The word that kept
coming to mind after watching First Man
was ‘audacity’. One of the key scenes accentuating this point was someone
attempting to draw on the chalkboard how far the Earth is from the Moon. It was
orders of magnitude further than anything attempted so far – orbiting the
Earth. It was audacious!
Courage or
madness, or a combination of both, must have been part of the early NASA days.
One could spin it positively and call it ‘vision’. Audacious vision, no doubt.
The contraptions that were built for testing – some of these things looked
flimsy and highly unsafe. As an observer, I would have pegged the chances of
success as very, very slim. Having visited the Air & Space museum in D.C.

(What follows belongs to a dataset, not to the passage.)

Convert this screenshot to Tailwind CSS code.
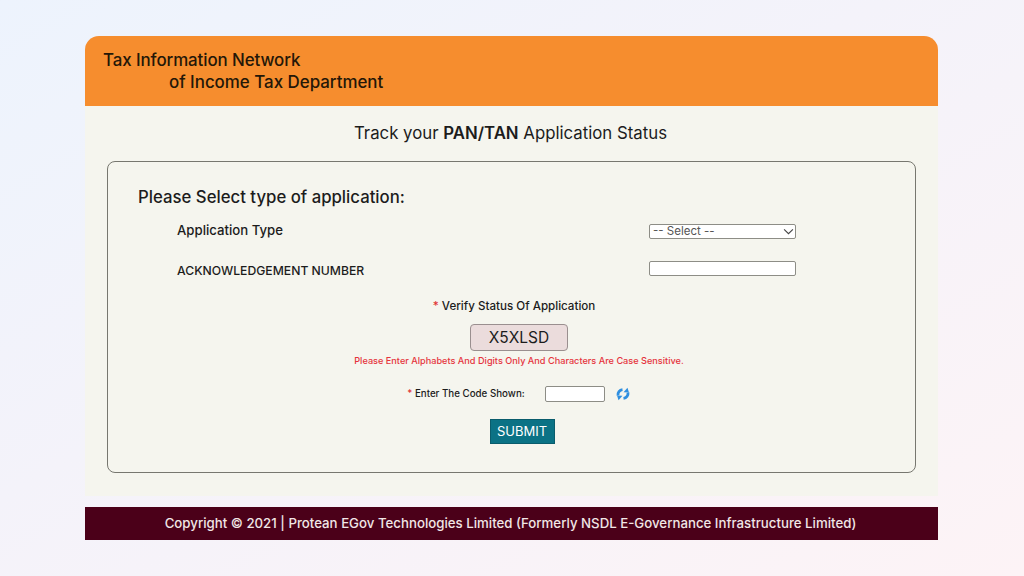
<!DOCTYPE html>
<html lang="en">
<head>
    <meta charset="UTF-8">
    <meta name="viewport" content="width=device-width, initial-scale=1.0">
    <title>Track PAN/TAN Application Status</title>
    <script src="https://cdn.jsdelivr.net/npm/@tailwindcss/browser@4"></script>
</head>
<body class="w-[1024px] h-[576px] overflow-hidden bg-gradient-to-br from-[#edf3fd] to-[#fdf3f6] font-['Inter',sans-serif] text-[#1c1c1c]">
    <div class="w-[853px] ml-[85px] pt-9">
        <header class="h-[70px] bg-[#f68d2e] rounded-t-[14px] pl-[18px] pt-[13px] text-[16.9px] leading-[22px] font-medium text-[#241708]">
            <div class="tracking-[-0.09px]">Tax Information Network</div>
            <div class="pl-[66px]">of Income Tax Department</div>
        </header>

        <main class="h-[390px] bg-[#f5f5ee] px-[22px] pt-[15px]">
            <h1 class="text-center text-[16.8px] leading-6 pr-[2px]">Track your <b class="font-semibold">PAN/TAN</b> Application Status</h1>

            <form class="h-[312px] mt-4 border border-[#77776f] rounded-lg pt-[23px] pl-[30px]">
                <h2 class="text-[16.75px] leading-6 font-medium">Please Select type of application:</h2>

                <div class="flex items-center justify-between h-5 mt-[13px] pl-[39px] pr-[119px]">
                    <label for="apptype" class="mb-[2px] text-[13.2px] font-medium">Application Type</label>
                    <div id="apptype" class="mb-[1px] w-[147px] h-[15px] bg-white border border-[#8d8d86] rounded-[2px] flex items-center justify-between pl-[3px] pr-[1px] text-[11.5px] text-[#555]">
                        <span>-- Select --</span>
                        <svg class="w-[11px] h-[11px]" viewBox="0 0 10 10" fill="none" stroke="#444" stroke-width="1"><path d="M1 3l4 4 4-4"/></svg>
                    </div>
                </div>

                <div class="flex items-center justify-between h-5 mt-[19px] pl-[39px] pr-[119px]">
                    <label for="ack" class="text-[12.2px] font-medium">ACKNOWLEDGEMENT NUMBER</label>
                    <input id="ack" type="text" class="mb-[6px] w-[147px] h-[15px] bg-white border border-[#8d8d86] rounded-[2px]">
                </div>

                <div class="w-[762px] flex flex-col items-center">
                    <div class="mt-[17px] text-[11.6px] leading-4 font-medium translate-x-[-5px]"><span class="text-[#e03131]">*</span> Verify Status Of Application</div>
                    <div class="mt-[10px] w-[98px] h-[27px] flex items-center justify-center bg-[#ebdcdc] border border-[#9a8f8f] rounded-[4px] text-[15.500px]">X5XLSD</div>
                    <p class="mt-[3px] text-[9.17px] leading-[13px] font-medium text-[#e5343c]">Please Enter Alphabets And Digits Only And Characters Are Case Sensitive.</p>

                    <div class="mt-[19px] flex items-center h-[16px]">
                        <label class="text-[9.75px] font-medium"><span class="text-[#e03131]">*</span> Enter The Code Shown:</label>
                        <input type="text" class="ml-[20px] w-[60px] h-[16px] bg-white border border-[#8d8d86] rounded-[2px]">
                        <svg class="ml-[10px] w-[16px] h-[14px]" viewBox="0 0 16 14" fill="none" stroke="#2f8fe0" stroke-width="2.8">
                            <path d="M3 8.500C2.600 5.600 4.500 3 7.500 2.600"/>
                            <path d="M13 5.500c.4 2.900-1.500 5.500-4.500 5.900"/>
                            <path d="M8.500 5.200l5.500.2L12.500.8z" fill="#2f8fe0" stroke="none"/>
                            <path d="M7.500 8.800l-5.500-.2 1.500 4.600z" fill="#2f8fe0" stroke="none"/>
                        </svg>
                    </div>

                    <button type="button" class="mt-[17px] w-[65px] h-[25px] bg-[#0b7285] border border-[#0a5c6c] text-white text-[13px] translate-x-[3px]">SUBMIT</button>
                </div>
            </form>
        </main>

        <footer class="h-[33px] mt-[11px] pt-[1px] bg-[#4b0019] text-[#f1e6e6] text-[13.25px] font-medium flex items-center justify-center pr-[2px]">
            Copyright © 2021 | Protean EGov Technologies Limited (Formerly NSDL E-Governance Infrastructure Limited)
        </footer>
    </div>
</body>
</html>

ten years ago, I was reminded of how small and compact the lunar landing module
was. Many scenes in First Man show
the shaking head-face of an astronaut as he was being rocketed into space.
I did not know
much about Neil Armstrong, I suppose because he was such a private person and
the movie tries to portray this with sensitivity. First Man is firstly a movie about people and relationships, and
this keeps it engaging throughout – even though you know the ending of the
movie historically. Those early astronauts, engineers and scientists were
audacious; I’m a wimpy play-it-safe scientist compared to them.
After witnessing
all those tests in flimsy contraptions, the movie shots of the huge Saturn
rocket were awe-inspiring. The marvels of engineering! Given the technology at
the time, those scientists and engineers seem like wizards! But marvels
come in all sizes, from awe-inspiring buildings, the sun gleaming off endless
glass, to my cell-phone – a pocket-sized computer in itself. Other creatures on
earth are sometimes dubbed “nature’s engineers” but none come close to the
insatiable wanderlust for engineering new things as humans do.
The movie briefly
shows protests by the populace. Is going to the moon worth it? Aren’t the funds
being wasted for a pipe-dream? Shouldn’t we be trying to tackle hunger and
poverty here on this Earth? Why are we building a rocket to the moon? Think of
the human lives that have been lost in this ill-fated endeavor? There’s an old
replay of Kennedy saying that we are going to the moon, not because it is easy,
but because it is hard. Very, very, very hard. Audaciously hard. And while the
science and technology plays its role in the movie, First Man is aptly named because it’s really about what it means to
be human.
It’s been a while
since I’ve played the card-game Fluxx,
but I do remember one of the goals: Rocket to the Moon!